- WHAT TO PRODUCE:
List each line of the data that holds the word "full".

- GIVEN INFORMATION:
##############################
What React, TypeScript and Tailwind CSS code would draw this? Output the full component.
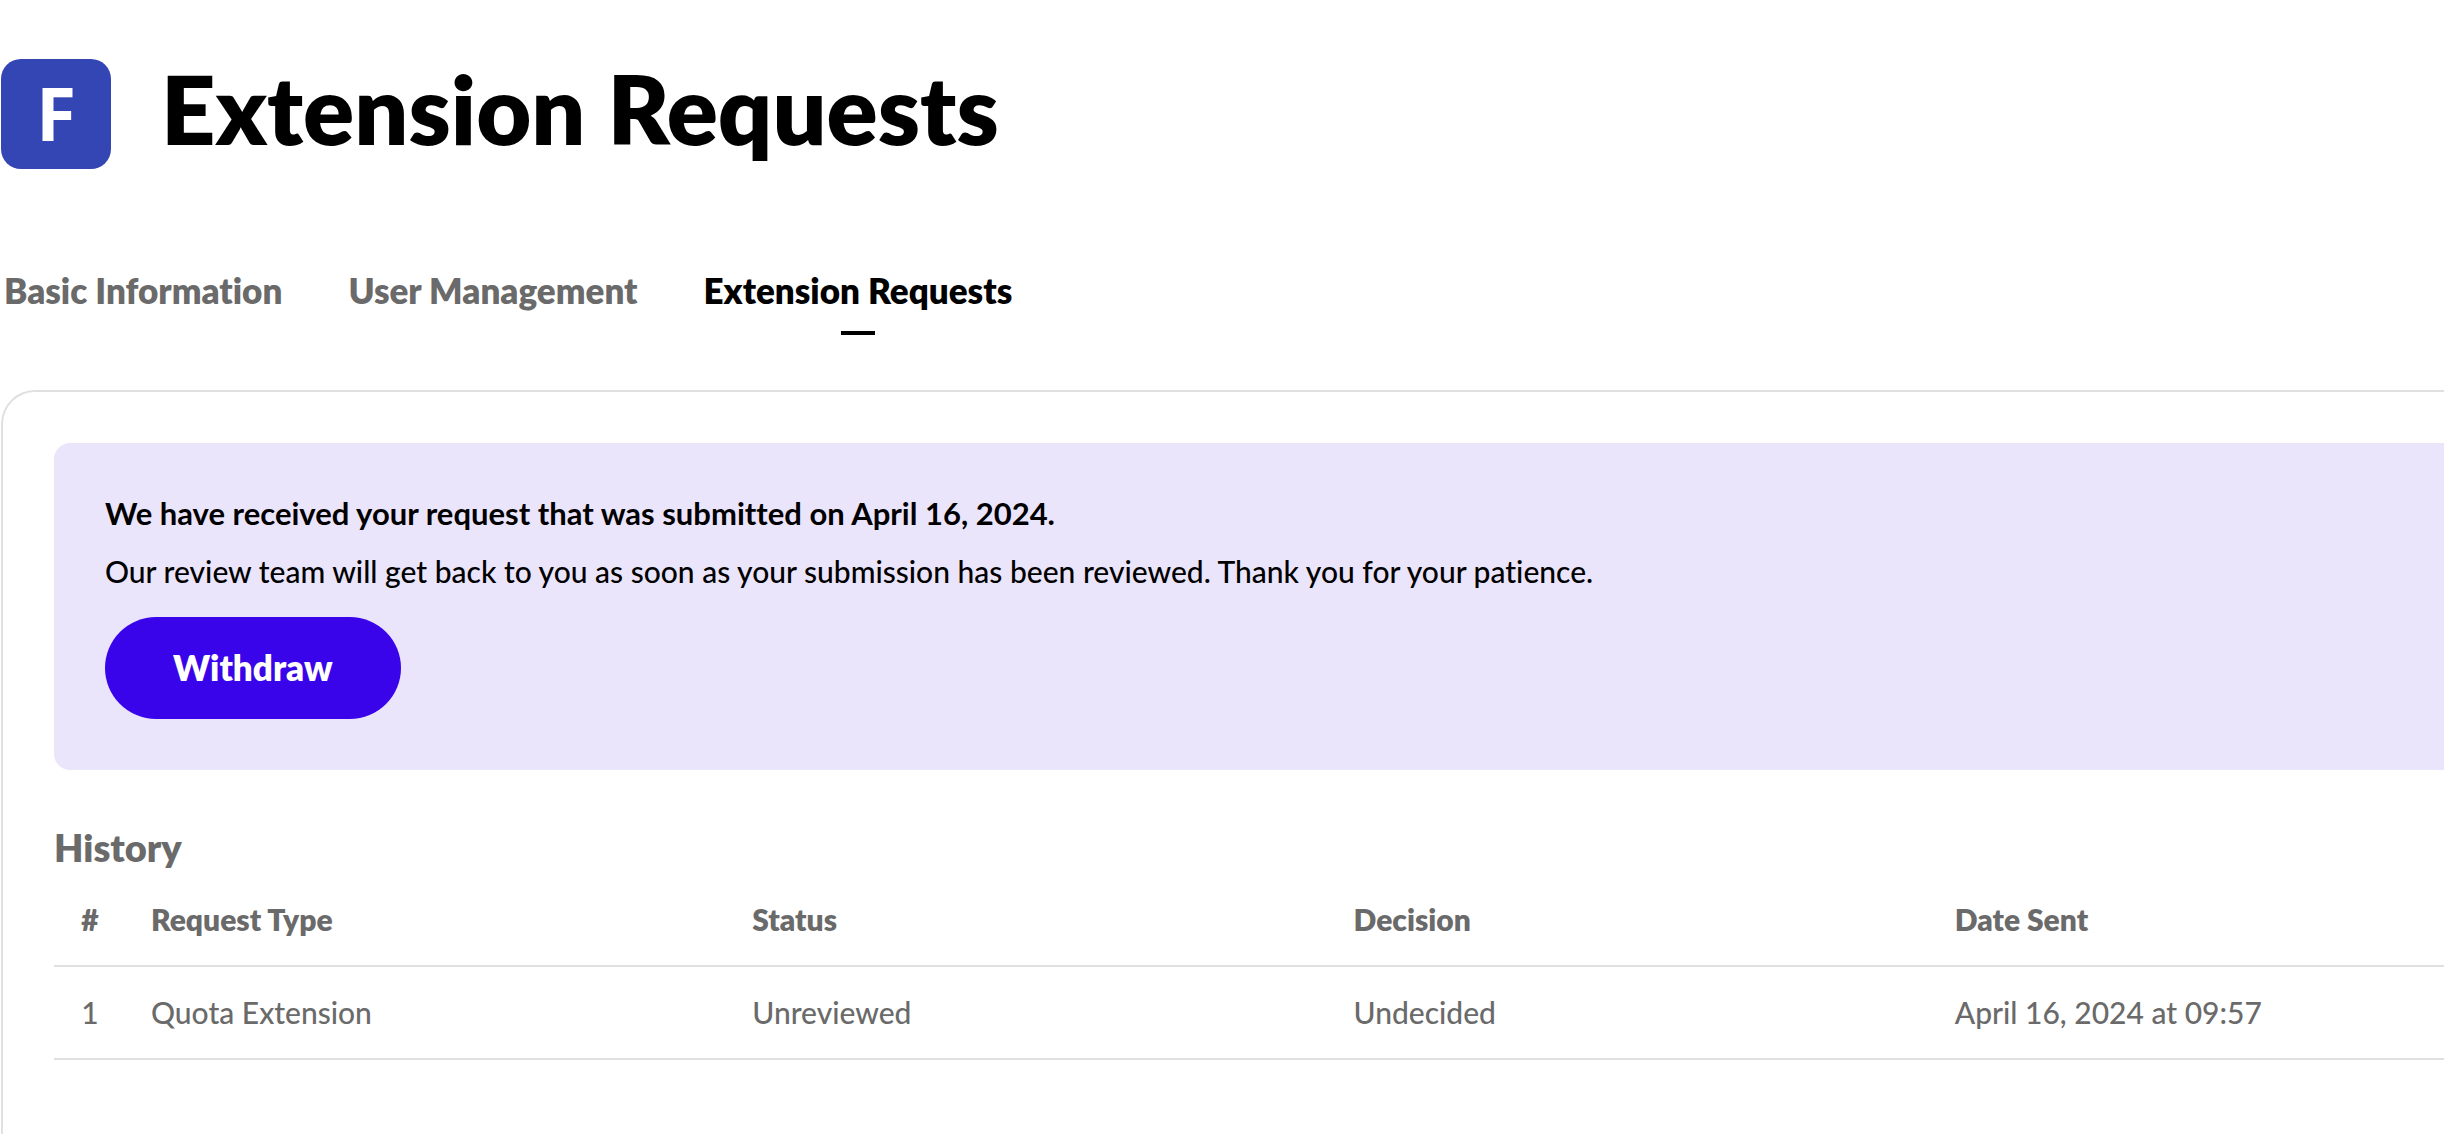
type HistoryEntry = {
  id: number;
  type: string;
  status: string;
  decision: string;
  sent: string;
};

const tabs = ['Basic Information', 'User Management', 'Extension Requests'];
const activeTab = 'Extension Requests';

const columns = ['Request Type', 'Status', 'Decision', 'Date Sent'];

const history: HistoryEntry[] = [
  {
    id: 1,
    type: 'Quota Extension',
    status: 'Unreviewed',
    decision: 'Undecided',
    sent: 'April 16, 2024 at 09:57',
  },
];

function Header() {
  return (
    <header className="flex items-start gap-[50px] pl-px">
      <div className="flex size-[110px] items-center justify-center rounded-[20px] bg-[#3445b4] pb-1 font-['Open_Sans',sans-serif] text-[73px] leading-none font-bold text-white">
        F
      </div>
      <h1 className="text-[95px] leading-[98px] font-extrabold">Extension Requests</h1>
    </header>
  );
}

function Tabs() {
  return (
    <nav className="mt-[97px] flex gap-[66px] pl-1">
      {tabs.map((tab) => (
        <a
          key={tab}
          href="#"
          aria-current={tab === activeTab ? 'page' : undefined}
          className="flex flex-col items-center gap-[17px] text-[35px] leading-[48px] font-extrabold text-[#6a6a6a] aria-[current=page]:text-black"
        >
          {tab}
          {tab === activeTab && <span className="h-1 w-[34px] bg-black" />}
        </a>
      ))}
    </nav>
  );
}

function Banner() {
  return (
    <section className="rounded-2xl bg-[#ebe5fc] px-[51px] pt-[41px] pb-[51px]">
      <p className="text-[31px] leading-[58px] font-bold">
        We have received your request that was submitted on April 16, 2024.
      </p>
      <p className="text-[30px] leading-[58px] font-medium">
        Our review team will get back to you as soon as your submission has been reviewed. Thank
        you for your patience.
      </p>
      <button
        type="button"
        className="mt-[17px] h-[102px] rounded-full bg-[#3a04ea] px-[68px] pb-0.5 text-[35px] font-extrabold text-white"
      >
        Withdraw
      </button>
    </section>
  );
}

function HistoryTable() {
  return (
    <table className="w-full table-fixed text-left text-[30px] leading-[40px] text-[#6a6a6a]">
      <thead>
        <tr className="border-b-2 border-[#e0e0e0]">
          <th scope="col" className="w-[72px] pt-[27px] pb-[26px] text-center font-extrabold">
            #
          </th>
          {columns.map((name) => (
            <th key={name} scope="col" className="px-[25px] pt-[27px] pb-[26px] font-extrabold">
              {name}
            </th>
          ))}
        </tr>
      </thead>
      <tbody>
        {history.map((entry) => (
          <tr key={entry.id} className="border-b-2 border-[#e0e0e0] font-medium">
            <td className="pt-[25px] pb-[26px] text-center">{entry.id}</td>
            <td className="px-[25px] pt-[25px] pb-[26px]">{entry.type}</td>
            <td className="px-[25px] pt-[25px] pb-[26px]">{entry.status}</td>
            <td className="px-[25px] pt-[25px] pb-[26px]">{entry.decision}</td>
            <td className="px-[25px] pt-[25px] pb-[26px]">{entry.sent}</td>
          </tr>
        ))}
      </tbody>
    </table>
  );
}

export default function App() {
  return (
    <div className="flex min-h-screen flex-col overflow-hidden bg-white pt-[59px] font-['Lato',sans-serif] text-black [font-variant-ligatures:none]">
      <Header />
      <Tabs />
      {/* The card is wider than the window and runs off its right and bottom edges. */}
      <main className="mt-[55px] -mr-[140px] ml-px grow rounded-t-[34px] border-2 border-b-0 border-[#e0e0e0] px-[51px] pt-[51px]">
        <Banner />
        <h2 className="mt-[52px] text-[38px] leading-[50px] font-extrabold text-[#6a6a6a]">History</h2>
        <HistoryTable />
      </main>
    </div>
  );
}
##############################
- WRITTEN SOLUTION:
What React, TypeScript and Tailwind CSS code would draw this? Output the full component.
        className="mt-[17px] h-[102px] rounded-full bg-[#3a04ea] px-[68px] pb-0.5 text-[35px] font-extrabold text-white"
    <table className="w-full table-fixed text-left text-[30px] leading-[40px] text-[#6a6a6a]">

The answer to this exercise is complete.